Nanofriction in Cavity Quantum Electrodynamics

The dynamics of cold trapped ions in a high-finesse resonator results from the interplay between the long-range Coulomb repulsion and the cavity-induced interactions. The latter are due to multiple scatterings of laser photons inside the cavity and become relevant when the laser pump is sufficiently strong to overcome photon decay. We study the stationary states of ions coupled with a mode of a standing-wave cavity as a function of the cavity and laser parameters, when the typical length scales of the two self-organizing processes, Coulomb crystallization and photon-mediated interactions, are incommensurate. The dynamics are frustrated and in specific limiting cases can be cast in terms of the Frenkel-Kontorova model, which reproduces features of friction in one dimension.
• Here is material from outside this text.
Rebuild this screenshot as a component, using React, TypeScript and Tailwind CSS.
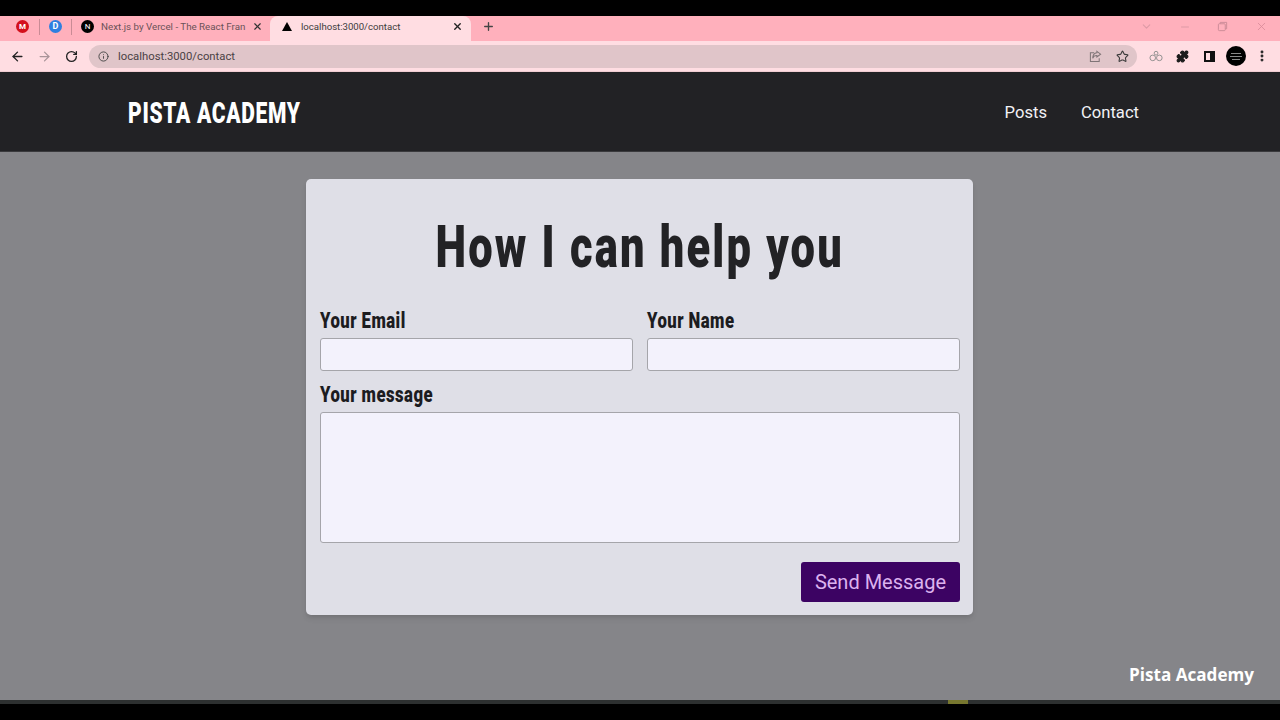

We numerically recover the sliding and pinned phases. For strong cavity nonlinearities, they are in general separated by bistable regions where superlubric and stick-slip dynamics coexist. The cavity, moreover, acts as a thermal reservoir and can cool the chain vibrations to temperatures controlled by the cavity parameters and by the ions’ phase. These features are imprinted in the radiation emitted by the cavity, which is readily measurable in state-of-the-art setups of cavity quantum electrodynamics.

Figure 1

(a) An array of cold ions in the optical lattice of a high-finesse cavity is an exotic realization of the Frenkel-Kontorova (FK) model. The cavity is pumped by a laser with amplitude $\eta$ and decays at rate $\kappa$, and the intracavity photon number is determined by the ion density; this gives rise to a globally deformable potential which depends nonlinearly on the ions’ positions. (b) The functional form of the cavity-induced potential for one particle. In the pinned phase, the shape is approximately sinusoidal for $|C|<1$, and for $|C|>1$ it becomes flat everywhere except in the vicinity of minima ($C>0$) or maxima ($C<0$). (c) Sketch of the phase diagram for the stationary state as a function of $\eta$ and of the cavity nonlinearity $C$ (cooperativity). Typically for $|C|>1$ bistable phases can be observed (shown by the hatched region), signifying that superlubric or stick-slip dynamics are found depending on the variation of $\eta$ with time.

Figure 2

Phase diagram as a function of $C$ and $\eta$ for (a) ${\mathrm{\Delta }}_c=0$, (b) ${\mathrm{\Delta }}_c=-2\kappa$. In (c) the phase diagram is plotted as a function of ${\mathrm{\Delta }}_c$ and $\eta$ for cooperativity $C=-2$. Parameters $\eta$ and ${\mathrm{\Delta }}_c$ are in units of $\kappa$. The solid red line indicates the symmetry-breaking transition from the sliding ($S$) to the pinned ($P$) phase, and the hatched white region is an area of bistability. The color code gives the value of $B_N$ for $C>0$, and of $1-B_N$ when $C<0$. Subplots (d) and (e) display $B_{N}N$ vs $N$ for $C=0.5$, ${\mathrm{\Delta }}_c=0$, where (d) $\eta =50\kappa$ and (e) $\eta =500\kappa$, respectively. (f) The individual contributions ${\cos }^2(k{x}_j)$ to $B_N$ for $N=81$ particles, deep in the pinned phase ($B_N=1.5\times 10^{-3}$) for $C=0.5$. The ions are ${{}^{174}\mathrm{Yb}}^{+}$ and the parameters are $|{\mathrm{\Delta }}_0|=2\pi \times 12\mathrm{GHz}$ and $\kappa =2\pi \times 0.2\mathrm{MHz}$; for $N=11$ the trap frequency is $\omega =2\pi \times 1.12\mathrm{MHz}$, while $g$ is varied in order to sweep over different values of $C$. The cavity wavelength is $\lambda =369\mathrm{nm}$ and the ratio $2d/\lambda =7.3507$. The center of the harmonic trap corresponds with a maximum of $V_{\text{cav}}$, ensuring a symmetry-breaking transition. The grey area in (a)–(c) indicates where the mean phonon number $\overline{n}<1$; outside of this region, our semiclassical analysis is reliable.

Figure 3

Spectrum at the cavity output $S(\nu )$ (in arbitrary units) for $C<0$ (a) in the sliding phase with $B_N=1–0.45$ and (b) in the pinned phase with $B_N=1–0.05$, for $C=-0.5$ (black line) and $C=-2$ (red line), and for 11 ${{}^{174}\mathrm{Yb}}^{+}$ ions, ${\mathrm{\Delta }}_c=0$, ${\mathrm{\Gamma }}_n=0.1\kappa$, and $T=100\mu \mathrm{K}$. The resonances correspond to vibrational eigenmodes coupling with the cavity field and change in the pinned phase as $C$ is increased. The elastic peak at ${\omega }_p$ (corresponding to $\nu =0$) is not reported.